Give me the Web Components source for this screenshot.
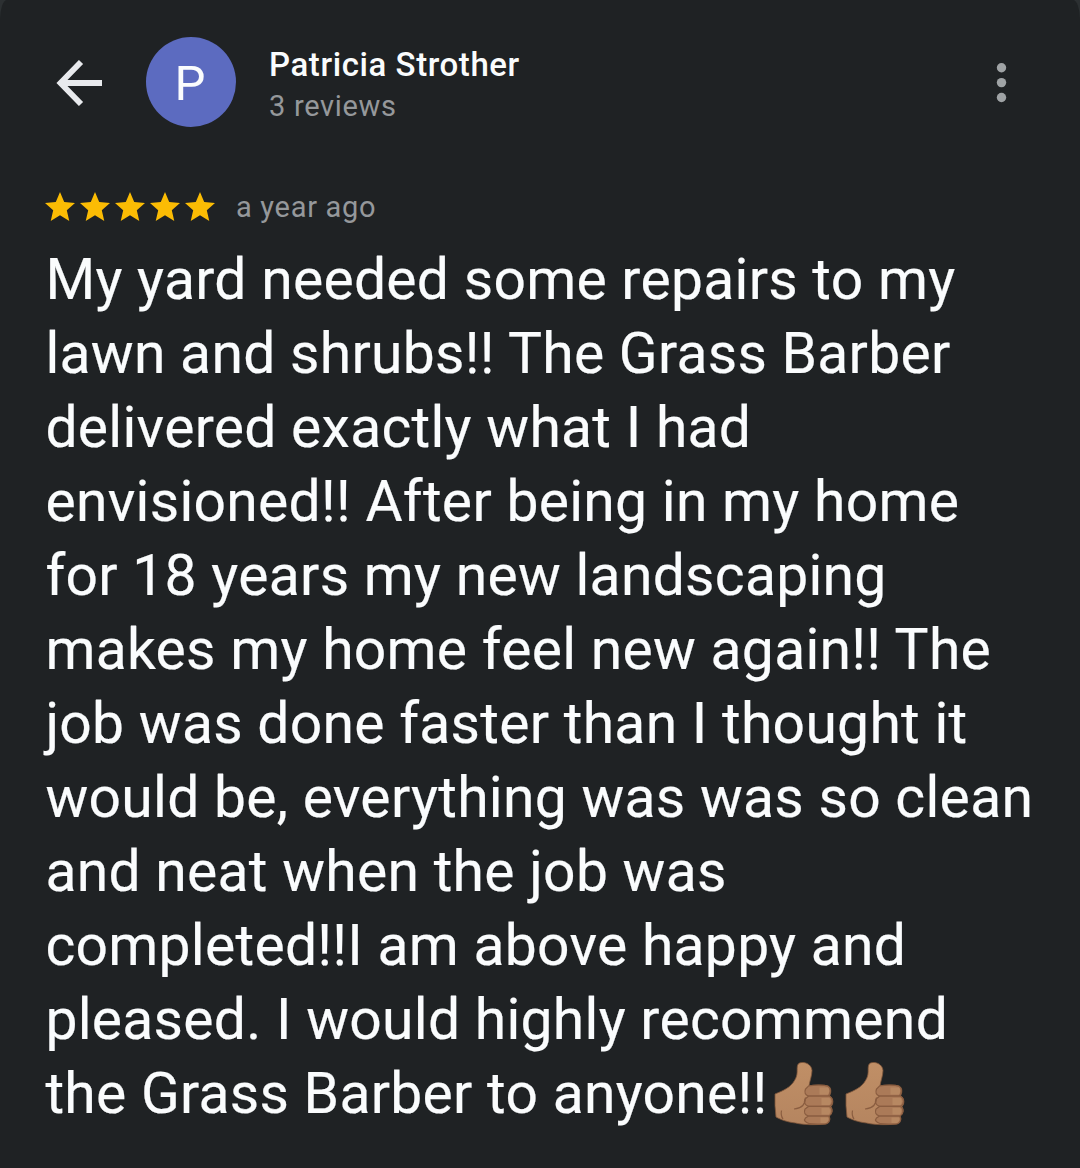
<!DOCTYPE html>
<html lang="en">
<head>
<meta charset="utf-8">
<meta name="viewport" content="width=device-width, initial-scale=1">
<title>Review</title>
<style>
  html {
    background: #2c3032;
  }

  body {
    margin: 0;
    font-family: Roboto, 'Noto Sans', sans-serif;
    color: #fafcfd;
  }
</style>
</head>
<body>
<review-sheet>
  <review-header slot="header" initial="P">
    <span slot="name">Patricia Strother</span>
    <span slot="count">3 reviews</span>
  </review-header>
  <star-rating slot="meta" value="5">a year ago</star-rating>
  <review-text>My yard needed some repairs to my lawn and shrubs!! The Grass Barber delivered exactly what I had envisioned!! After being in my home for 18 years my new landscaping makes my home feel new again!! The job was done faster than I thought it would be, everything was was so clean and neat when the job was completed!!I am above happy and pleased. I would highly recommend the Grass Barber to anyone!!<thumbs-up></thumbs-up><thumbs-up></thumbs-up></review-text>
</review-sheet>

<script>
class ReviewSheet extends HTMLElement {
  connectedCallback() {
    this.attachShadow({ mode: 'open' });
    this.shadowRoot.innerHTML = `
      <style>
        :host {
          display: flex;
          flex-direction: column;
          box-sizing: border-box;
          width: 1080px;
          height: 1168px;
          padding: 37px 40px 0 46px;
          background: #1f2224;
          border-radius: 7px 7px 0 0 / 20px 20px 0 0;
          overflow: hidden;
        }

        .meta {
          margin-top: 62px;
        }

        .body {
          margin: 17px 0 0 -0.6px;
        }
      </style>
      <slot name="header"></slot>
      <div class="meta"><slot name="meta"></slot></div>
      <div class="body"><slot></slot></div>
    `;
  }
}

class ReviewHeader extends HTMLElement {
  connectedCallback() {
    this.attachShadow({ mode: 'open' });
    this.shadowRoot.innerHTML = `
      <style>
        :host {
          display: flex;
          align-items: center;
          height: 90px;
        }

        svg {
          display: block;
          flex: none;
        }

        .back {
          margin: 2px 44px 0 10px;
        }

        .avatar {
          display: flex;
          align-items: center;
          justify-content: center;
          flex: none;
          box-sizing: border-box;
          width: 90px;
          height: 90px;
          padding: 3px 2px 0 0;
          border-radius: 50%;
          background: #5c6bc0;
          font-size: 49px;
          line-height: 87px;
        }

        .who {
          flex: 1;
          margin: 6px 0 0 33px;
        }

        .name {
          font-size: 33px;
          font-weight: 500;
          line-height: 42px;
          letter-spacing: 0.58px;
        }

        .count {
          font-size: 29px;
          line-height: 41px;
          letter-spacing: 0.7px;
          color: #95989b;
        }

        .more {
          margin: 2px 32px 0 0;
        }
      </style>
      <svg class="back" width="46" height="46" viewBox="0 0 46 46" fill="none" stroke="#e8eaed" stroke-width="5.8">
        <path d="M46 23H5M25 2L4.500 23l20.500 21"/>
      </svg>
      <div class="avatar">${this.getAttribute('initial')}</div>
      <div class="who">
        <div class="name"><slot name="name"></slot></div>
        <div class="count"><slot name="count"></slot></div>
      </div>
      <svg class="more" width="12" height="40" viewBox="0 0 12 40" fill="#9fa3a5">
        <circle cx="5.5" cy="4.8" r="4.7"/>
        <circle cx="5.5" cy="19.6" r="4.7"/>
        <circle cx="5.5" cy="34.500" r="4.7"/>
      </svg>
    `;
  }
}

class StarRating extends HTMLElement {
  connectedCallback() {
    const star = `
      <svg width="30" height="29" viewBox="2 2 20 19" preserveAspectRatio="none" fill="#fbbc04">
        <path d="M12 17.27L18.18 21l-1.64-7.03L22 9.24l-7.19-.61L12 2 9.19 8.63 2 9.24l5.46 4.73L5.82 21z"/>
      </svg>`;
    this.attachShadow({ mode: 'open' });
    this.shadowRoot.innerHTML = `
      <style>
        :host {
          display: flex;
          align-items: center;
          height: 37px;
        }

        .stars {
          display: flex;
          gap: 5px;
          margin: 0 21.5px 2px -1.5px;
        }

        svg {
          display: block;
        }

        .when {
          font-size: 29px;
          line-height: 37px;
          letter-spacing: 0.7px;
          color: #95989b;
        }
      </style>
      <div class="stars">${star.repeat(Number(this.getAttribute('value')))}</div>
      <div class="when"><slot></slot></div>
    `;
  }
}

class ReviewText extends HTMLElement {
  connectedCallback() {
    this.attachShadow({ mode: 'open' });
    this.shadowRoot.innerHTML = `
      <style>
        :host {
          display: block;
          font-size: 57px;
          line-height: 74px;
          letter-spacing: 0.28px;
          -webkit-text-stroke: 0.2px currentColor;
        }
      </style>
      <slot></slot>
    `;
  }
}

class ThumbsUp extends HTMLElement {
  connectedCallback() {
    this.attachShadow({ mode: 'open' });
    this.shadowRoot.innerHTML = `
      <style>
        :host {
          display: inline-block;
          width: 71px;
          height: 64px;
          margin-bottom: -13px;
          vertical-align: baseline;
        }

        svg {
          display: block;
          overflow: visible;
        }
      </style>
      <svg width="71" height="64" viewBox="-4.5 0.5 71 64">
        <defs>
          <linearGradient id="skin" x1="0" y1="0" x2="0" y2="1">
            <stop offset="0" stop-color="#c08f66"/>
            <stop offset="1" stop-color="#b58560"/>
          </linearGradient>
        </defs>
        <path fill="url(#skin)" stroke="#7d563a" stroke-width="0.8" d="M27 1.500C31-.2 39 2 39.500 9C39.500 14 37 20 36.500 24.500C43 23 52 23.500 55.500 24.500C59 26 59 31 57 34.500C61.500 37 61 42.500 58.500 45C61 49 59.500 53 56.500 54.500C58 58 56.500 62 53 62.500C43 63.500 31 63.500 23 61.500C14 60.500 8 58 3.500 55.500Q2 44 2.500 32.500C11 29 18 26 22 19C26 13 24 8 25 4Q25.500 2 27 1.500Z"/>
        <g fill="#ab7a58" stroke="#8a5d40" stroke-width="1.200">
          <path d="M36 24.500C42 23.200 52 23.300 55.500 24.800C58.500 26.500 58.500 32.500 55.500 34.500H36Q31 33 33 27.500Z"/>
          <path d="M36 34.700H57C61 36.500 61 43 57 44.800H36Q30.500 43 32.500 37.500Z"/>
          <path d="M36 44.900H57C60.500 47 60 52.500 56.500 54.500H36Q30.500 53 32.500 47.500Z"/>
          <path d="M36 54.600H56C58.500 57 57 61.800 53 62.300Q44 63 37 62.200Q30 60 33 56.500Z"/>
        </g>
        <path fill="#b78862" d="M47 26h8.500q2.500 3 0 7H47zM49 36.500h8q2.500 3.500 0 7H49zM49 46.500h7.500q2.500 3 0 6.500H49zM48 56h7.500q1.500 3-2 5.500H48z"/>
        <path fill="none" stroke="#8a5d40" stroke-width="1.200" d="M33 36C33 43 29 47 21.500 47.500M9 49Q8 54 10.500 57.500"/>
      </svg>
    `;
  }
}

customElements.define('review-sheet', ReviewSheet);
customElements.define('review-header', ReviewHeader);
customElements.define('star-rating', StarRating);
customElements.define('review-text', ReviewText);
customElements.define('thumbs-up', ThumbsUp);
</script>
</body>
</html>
☆ ☆ ☆ ☆
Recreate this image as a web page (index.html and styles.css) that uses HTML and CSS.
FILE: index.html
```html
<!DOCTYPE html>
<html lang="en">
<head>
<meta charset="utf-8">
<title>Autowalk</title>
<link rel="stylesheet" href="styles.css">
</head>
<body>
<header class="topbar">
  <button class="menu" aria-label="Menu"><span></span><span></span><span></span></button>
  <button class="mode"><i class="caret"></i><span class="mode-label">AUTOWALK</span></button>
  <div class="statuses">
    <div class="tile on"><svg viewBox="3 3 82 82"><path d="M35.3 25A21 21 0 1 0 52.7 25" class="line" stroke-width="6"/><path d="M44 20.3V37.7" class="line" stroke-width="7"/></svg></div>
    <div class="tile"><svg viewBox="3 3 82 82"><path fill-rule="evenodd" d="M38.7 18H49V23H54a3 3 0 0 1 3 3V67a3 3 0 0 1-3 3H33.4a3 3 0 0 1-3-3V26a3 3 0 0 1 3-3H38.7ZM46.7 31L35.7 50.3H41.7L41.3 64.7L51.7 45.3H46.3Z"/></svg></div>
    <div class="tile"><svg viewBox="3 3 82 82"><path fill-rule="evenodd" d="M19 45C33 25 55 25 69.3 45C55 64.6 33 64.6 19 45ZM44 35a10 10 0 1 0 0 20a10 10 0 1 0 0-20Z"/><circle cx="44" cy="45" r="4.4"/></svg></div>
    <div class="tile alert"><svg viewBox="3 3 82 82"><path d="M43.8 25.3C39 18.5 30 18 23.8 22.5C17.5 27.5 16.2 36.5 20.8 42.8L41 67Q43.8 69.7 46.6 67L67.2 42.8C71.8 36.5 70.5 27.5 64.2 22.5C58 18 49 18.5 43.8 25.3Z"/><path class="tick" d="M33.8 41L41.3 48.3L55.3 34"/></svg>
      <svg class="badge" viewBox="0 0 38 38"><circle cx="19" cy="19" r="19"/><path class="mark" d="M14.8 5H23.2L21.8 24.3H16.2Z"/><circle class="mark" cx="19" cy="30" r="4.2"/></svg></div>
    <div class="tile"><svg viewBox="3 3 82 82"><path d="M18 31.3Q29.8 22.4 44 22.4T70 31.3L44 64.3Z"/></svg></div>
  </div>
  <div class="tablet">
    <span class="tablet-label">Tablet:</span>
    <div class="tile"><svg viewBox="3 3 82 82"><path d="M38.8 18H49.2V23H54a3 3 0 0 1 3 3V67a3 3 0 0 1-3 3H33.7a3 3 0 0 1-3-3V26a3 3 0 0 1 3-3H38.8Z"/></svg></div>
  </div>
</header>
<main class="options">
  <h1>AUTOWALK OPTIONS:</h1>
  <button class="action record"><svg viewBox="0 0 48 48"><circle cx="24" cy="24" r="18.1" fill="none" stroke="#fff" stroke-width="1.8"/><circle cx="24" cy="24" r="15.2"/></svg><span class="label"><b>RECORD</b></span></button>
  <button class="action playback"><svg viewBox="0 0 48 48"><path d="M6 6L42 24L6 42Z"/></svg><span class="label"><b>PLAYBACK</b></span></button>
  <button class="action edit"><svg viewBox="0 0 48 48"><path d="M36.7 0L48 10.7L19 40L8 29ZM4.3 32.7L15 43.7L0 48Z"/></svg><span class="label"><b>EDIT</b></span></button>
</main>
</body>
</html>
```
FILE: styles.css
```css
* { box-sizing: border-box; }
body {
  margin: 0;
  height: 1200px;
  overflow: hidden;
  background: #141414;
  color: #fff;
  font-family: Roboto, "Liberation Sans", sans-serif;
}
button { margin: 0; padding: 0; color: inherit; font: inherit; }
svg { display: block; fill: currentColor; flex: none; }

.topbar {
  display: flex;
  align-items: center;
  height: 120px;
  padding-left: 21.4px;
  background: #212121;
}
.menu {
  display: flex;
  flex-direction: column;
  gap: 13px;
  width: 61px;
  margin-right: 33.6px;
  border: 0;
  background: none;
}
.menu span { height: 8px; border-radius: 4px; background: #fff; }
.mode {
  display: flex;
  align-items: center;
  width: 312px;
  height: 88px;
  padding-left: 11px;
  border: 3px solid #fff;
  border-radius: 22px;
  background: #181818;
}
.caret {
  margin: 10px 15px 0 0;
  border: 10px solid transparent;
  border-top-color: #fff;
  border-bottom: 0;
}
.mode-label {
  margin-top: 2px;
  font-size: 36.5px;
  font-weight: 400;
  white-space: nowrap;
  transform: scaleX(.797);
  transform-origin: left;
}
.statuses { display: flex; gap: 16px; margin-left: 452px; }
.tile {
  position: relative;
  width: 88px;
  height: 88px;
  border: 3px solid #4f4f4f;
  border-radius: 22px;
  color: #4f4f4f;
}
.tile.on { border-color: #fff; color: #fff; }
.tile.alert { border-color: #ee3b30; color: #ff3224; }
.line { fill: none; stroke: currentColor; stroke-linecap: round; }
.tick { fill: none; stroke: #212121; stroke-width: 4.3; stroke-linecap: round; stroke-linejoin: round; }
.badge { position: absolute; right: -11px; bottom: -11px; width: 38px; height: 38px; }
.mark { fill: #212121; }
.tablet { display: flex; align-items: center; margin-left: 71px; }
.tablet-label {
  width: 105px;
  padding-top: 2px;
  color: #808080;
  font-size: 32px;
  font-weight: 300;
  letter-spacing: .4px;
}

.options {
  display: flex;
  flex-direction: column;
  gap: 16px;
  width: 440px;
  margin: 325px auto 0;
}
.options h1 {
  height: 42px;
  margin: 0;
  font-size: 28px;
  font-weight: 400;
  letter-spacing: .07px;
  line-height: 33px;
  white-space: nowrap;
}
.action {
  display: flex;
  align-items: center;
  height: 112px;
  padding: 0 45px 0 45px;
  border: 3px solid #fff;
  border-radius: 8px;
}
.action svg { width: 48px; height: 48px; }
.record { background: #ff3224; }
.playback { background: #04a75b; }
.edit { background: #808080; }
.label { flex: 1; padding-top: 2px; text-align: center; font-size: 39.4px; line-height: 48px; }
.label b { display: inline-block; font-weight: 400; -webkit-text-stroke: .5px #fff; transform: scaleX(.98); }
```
☆ ☆ ☆ ☆
AIM OF THE EXERCISE
Which lines contain "styles"? Copy each of them out.

WRITTEN ANSWER
Recreate this image as a web page (index.html and styles.css) that uses HTML and CSS.
<link rel="stylesheet" href="styles.css">
FILE: styles.css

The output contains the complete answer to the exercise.